Sunday, January 25, 2009

Convergence: the great transformation




I talk a lot about Red camera and our relentless move into the newest future on the block – electron cinematography.  It used to be that convergence was thought of as the merging of your television with your computer, so in the end you had no television but your computer thought it was one. Yes, that's happening, but on the viewing end. It's what's happening at the other end of the media chain that's the big news – shooting and editing. Photography and video are fusing together, first in the physical form of DSLR cameras that shoot in high-definition video. 

Now my little Lumix still camera has always shot video and not too badly at that. My daughter bought one first and I was really surprised by the quality of the video and bought one for me too. OK, hers is sexier than mine and to be honest my wife bought it for trips and I just carry it and use it more. It's nice to have a camera small enough to always have it in your pocket. 

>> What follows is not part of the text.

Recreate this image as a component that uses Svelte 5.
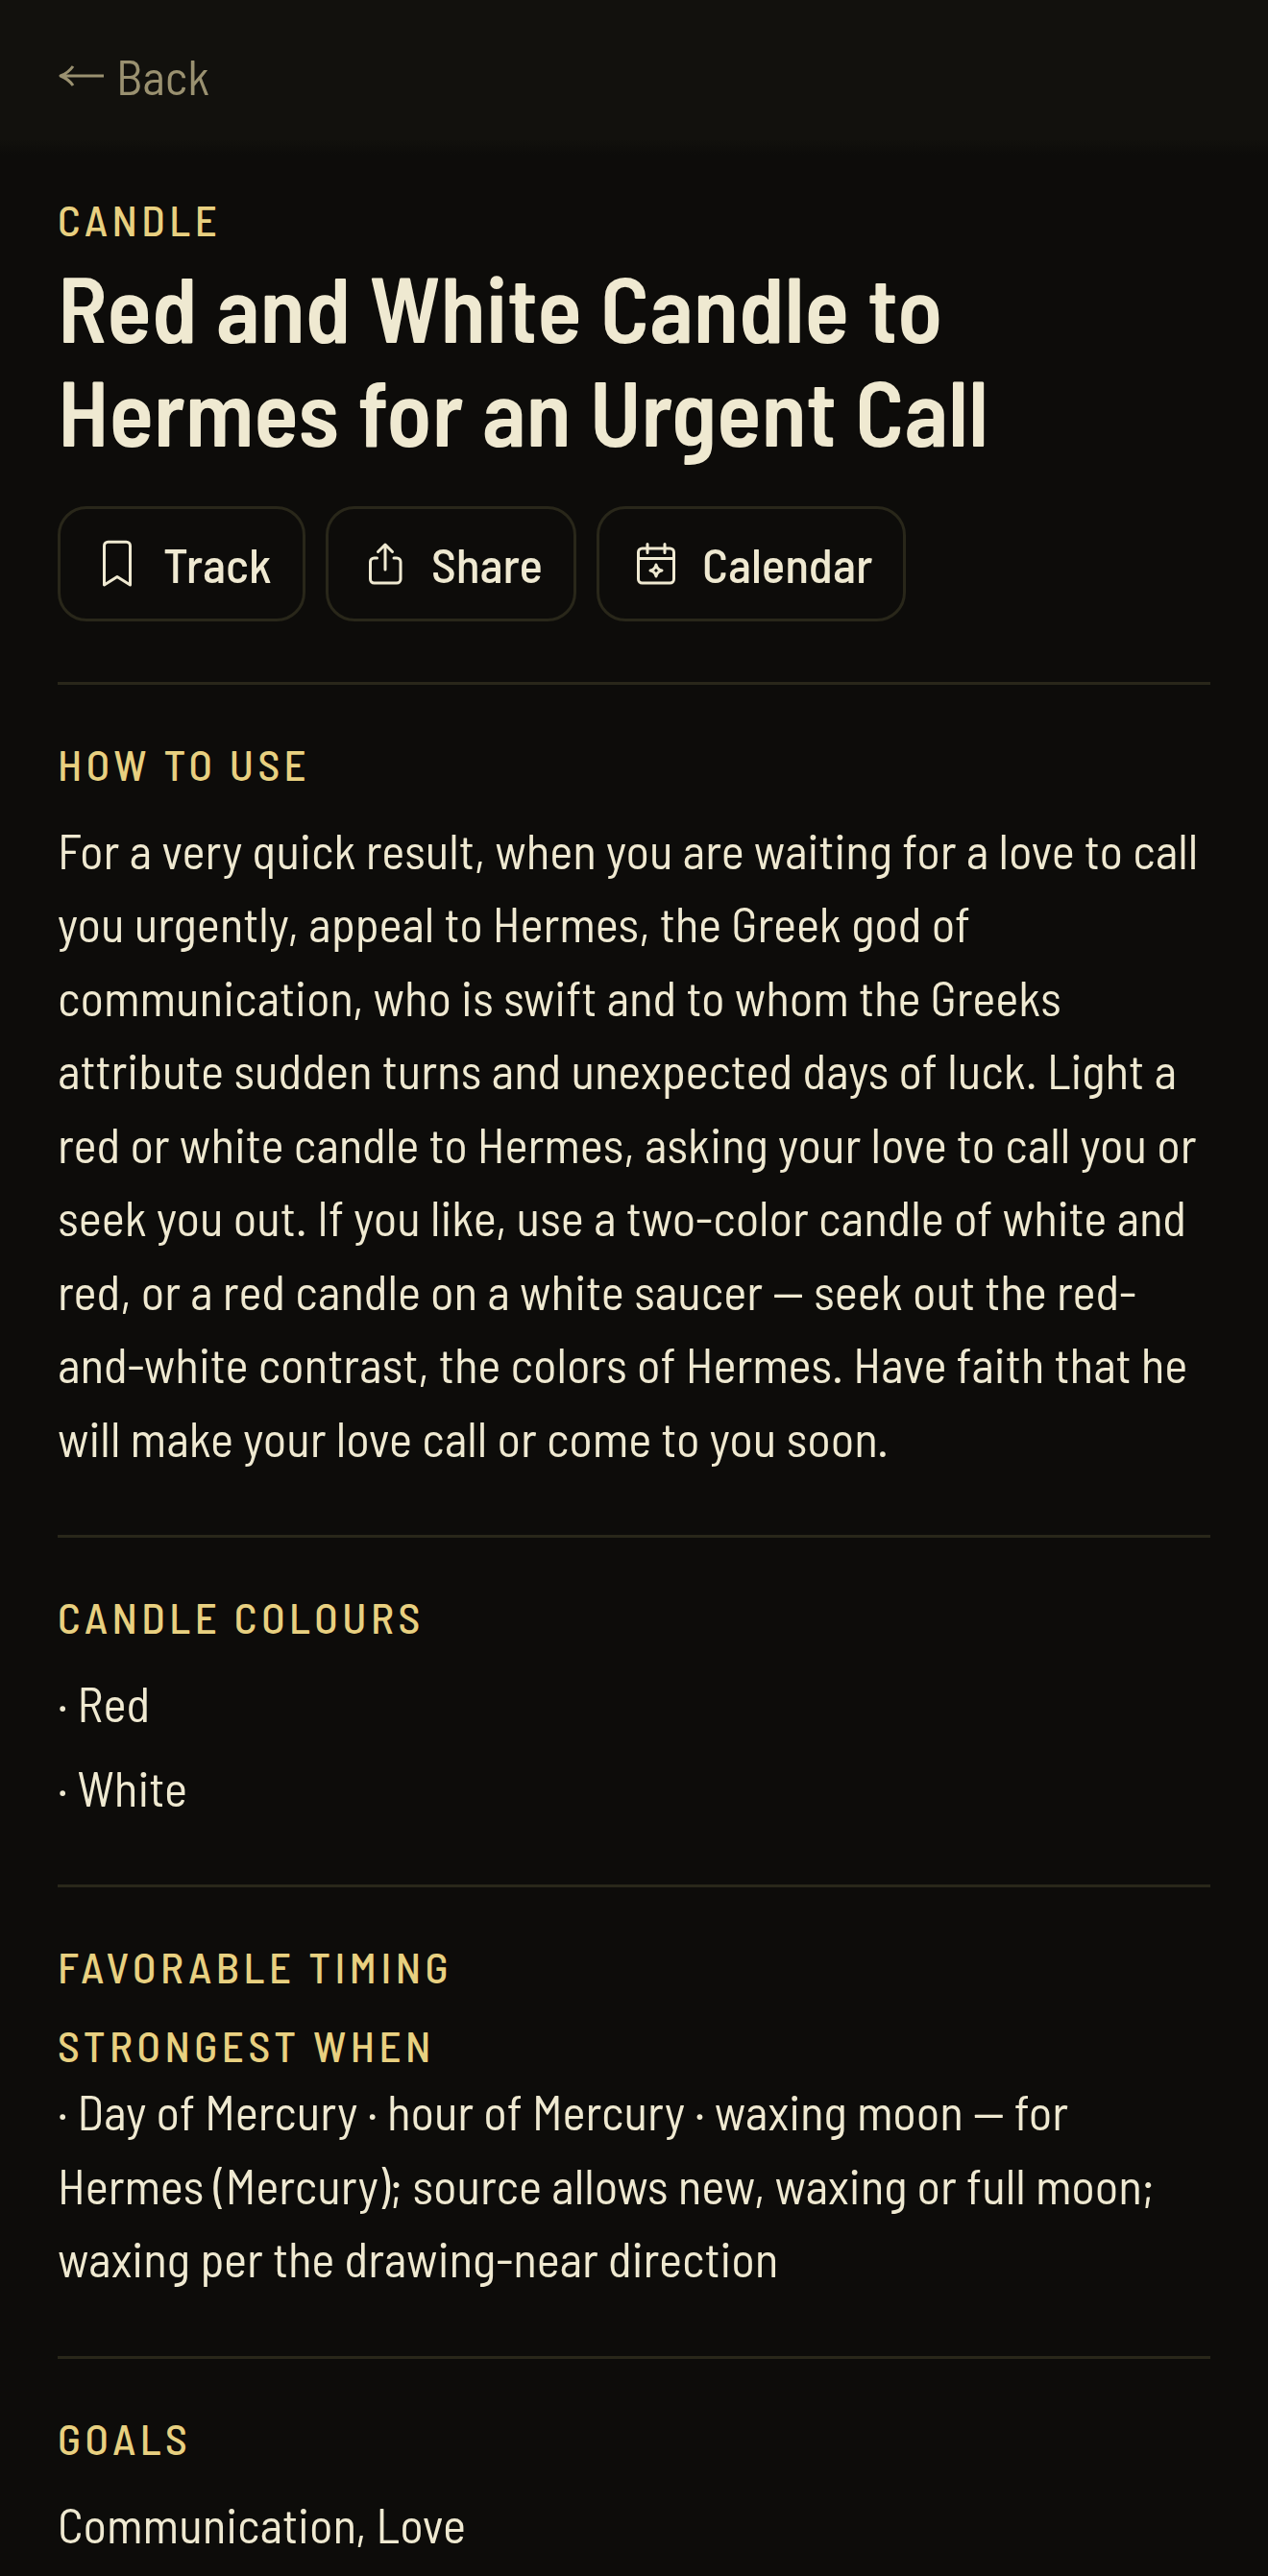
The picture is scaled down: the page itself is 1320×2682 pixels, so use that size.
<script>
  const colours = ['Red', 'White'];
</script>

<div class="page">
  <header>
    <a class="back" href="#back">
      <svg viewBox="0 0 50 28" aria-hidden="true">
        <path d="M3 14H48M16 4Q11 11 3 14Q11 17 16 24" />
      </svg>
      Back
    </a>
  </header>

  <main>
    <div class="intro">
      <p class="label">Candle</p>
      <h1>Red and White Candle to Hermes for an Urgent Call</h1>
      <div class="actions">
        <button type="button">
          <svg viewBox="0 0 54 54" aria-hidden="true">
            <path d="M13.5 49V8.2a4 4 0 0 1 4-4h19a4 4 0 0 1 4 4V49L27 40.5Z" />
          </svg>
          Track
        </button>
        <button type="button">
          <svg viewBox="0 0 54 54" aria-hidden="true">
            <path d="M27 33V7M19.5 14.5 27 7l7.5 7.5M18.5 21H15.5a4 4 0 0 0-4 4V43a4 4 0 0 0 4 4H39a4 4 0 0 0 4-4V25a4 4 0 0 0-4-4H36" />
          </svg>
          Share
        </button>
        <button type="button">
          <svg viewBox="0 0 54 54" aria-hidden="true">
            <rect x="8.5" y="11" width="37" height="36" rx="4" />
            <path d="M8.5 21.5H45.5M18 6.5V15.5M36 6.5V15.5M27 28Q28 33 33 34Q28 35 27 40Q26 35 21 34Q26 33 27 28Z" />
          </svg>
          Calendar
        </button>
      </div>
    </div>

    <section>
      <h2 class="label">How to use</h2>
      <p>
        For a very quick result, when you are waiting for a love to call you urgently, appeal to
        Hermes, the Greek god of communication, who is swift and to whom the Greeks attribute sudden
        turns and unexpected days of luck. Light a red or white candle to Hermes, asking your love to
        call you or seek you out. If you like, use a two-color candle of white and red, or a red
        candle on a white saucer — seek out the red-and-white contrast, the colors of Hermes. Have
        faith that he will make your love call or come to you soon.
      </p>
    </section>

    <section>
      <h2 class="label">Candle colours</h2>
      <ul>
        {#each colours as colour}
          <li>· {colour}</li>
        {/each}
      </ul>
    </section>

    <section>
      <h2 class="label">Favorable timing</h2>
      <div class="timing">
        <h3 class="label">Strongest when</h3>
        <p>
          · Day of Mercury · hour of Mercury · waxing moon — for Hermes (Mercury); source allows new,
          waxing or full moon; waxing per the drawing-near direction
        </p>
      </div>
    </section>

    <section>
      <h2 class="label">Goals</h2>
      <p>Communication, Love</p>
    </section>
  </main>
</div>

<style>
  :global(body) {
    background: #0d0c0a;
  }

  .page {
    overflow: hidden;
    color: #efe9d1;
    background: #0d0c0a;
    font-family: 'Barlow Semi Condensed', 'Roboto Condensed', Roboto, sans-serif;
    font-size: 51px;
    line-height: 1.5;
  }

  header {
    padding: 41px 60px 43px;
    background: linear-gradient(to top, #0d0c0a, #12110d 16px);
  }

  .back {
    display: inline-flex;
    align-items: center;
    gap: 11px;
    color: #9a9170;
    text-decoration: none;
    vertical-align: top;
  }

  svg {
    flex: none;
    fill: none;
    stroke: currentColor;
    stroke-width: 3;
    stroke-linecap: round;
    stroke-linejoin: round;
  }

  .back svg {
    width: 50px;
    height: 28px;
    stroke-linecap: butt;
  }

  main {
    padding: 40px 60px 0;
  }

  h1,
  h2,
  h3,
  p,
  ul {
    margin: 0;
    padding: 0;
  }

  .label {
    color: #e8d080;
    font-size: 45px;
    font-weight: 500;
    line-height: 54px;
    letter-spacing: 0.1em;
    text-transform: uppercase;
  }

  h1 {
    margin-top: 10px;
    font-size: 96px;
    font-weight: 600;
    line-height: 108px;
  }

  .intro {
    padding-bottom: 63px;
  }

  .actions {
    display: flex;
    flex-wrap: wrap;
    gap: 21px;
    margin-top: 46px;
  }

  button {
    display: flex;
    align-items: center;
    gap: 21px;
    padding: 24px 32px;
    border: 3px solid #29271a;
    border-radius: 30px;
    background: none;
    color: inherit;
    font: inherit;
    font-weight: 500;
    line-height: 66px;
  }

  button svg {
    width: 54px;
    height: 54px;
  }

  section {
    display: flex;
    flex-direction: column;
    gap: 25px;
    padding: 55px 0 63px;
    border-top: 3px solid #29271a;
  }

  section:last-child {
    padding-bottom: 4px;
  }

  ul {
    display: flex;
    flex-direction: column;
    gap: 11px;
    list-style: none;
  }

  .timing {
    display: flex;
    flex-direction: column;
    gap: 4px;
    padding-top: 3px;
  }
</style>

In the old days when I shot on film I always had a half-frame 35mm camera in my pocket. When I first arrived at Hampshire back in the 70's you could always tell who was a Hampshire student on the bus because they carried a camera and most likely a half-frame. The most popular one was a Bell&Howell with a wind-up spring drive. They had a nice wrist strap so you could have it in your hand all the time ready to shoot. That was the whole point of half-frame cameras – you could get 72 exposures on a single roll of 35mm film. Yep, we all shot a lot of film then and I still have all of that film. It's archival. Where will all of your digital images be forty years from now? One year from now?

An even further aside – an old girlfriend though I was a really interesting guy because I carried a hand gun. She was disappointed when she found out it was just a half-frame camera. No, it didn't last. It's hard to measure up to that kind of image when I'm just a normal guy after all.

But the big difference between the Lumix family of cameras and the new DLSR HD video cameras is that they shoot full frame HD (1920 x 1080) and you get all the controls of a still camera at the same time. Are they ready for prime-time? No, not yet, but they're moving along quickly and there's a big market for them. Red camera cancelled its models last year and did a remake on them because of this trend. Now theirs shoots stills also, but they've moved way beyond HD and work in the 2K to 8K image size range. They even have a 28K camera in the works, though I have no idea what you could do with that after you shoot images the size of a house.

But that's the trend, the fusion of still photo controls and sensibility, with the philosophy of film, in the body of a video camera. You end up in Final Cut Pro cutting your video that looks like film shot with a photo camera. That's real convergence. So what we see for the future is we're going to work like we've always wanted to, but at much higher resolutions in the field and in the edit room and then distribute on some kind of Blu-Ray disk format. Remember what Steve Jobs said about Blu-Ray – it's a big box of pain (or was it hurt)(turns out it was a bag, not a box). So we have still yet another frontier to cross before all of this is settled in and we're back to working in a way we will call usual.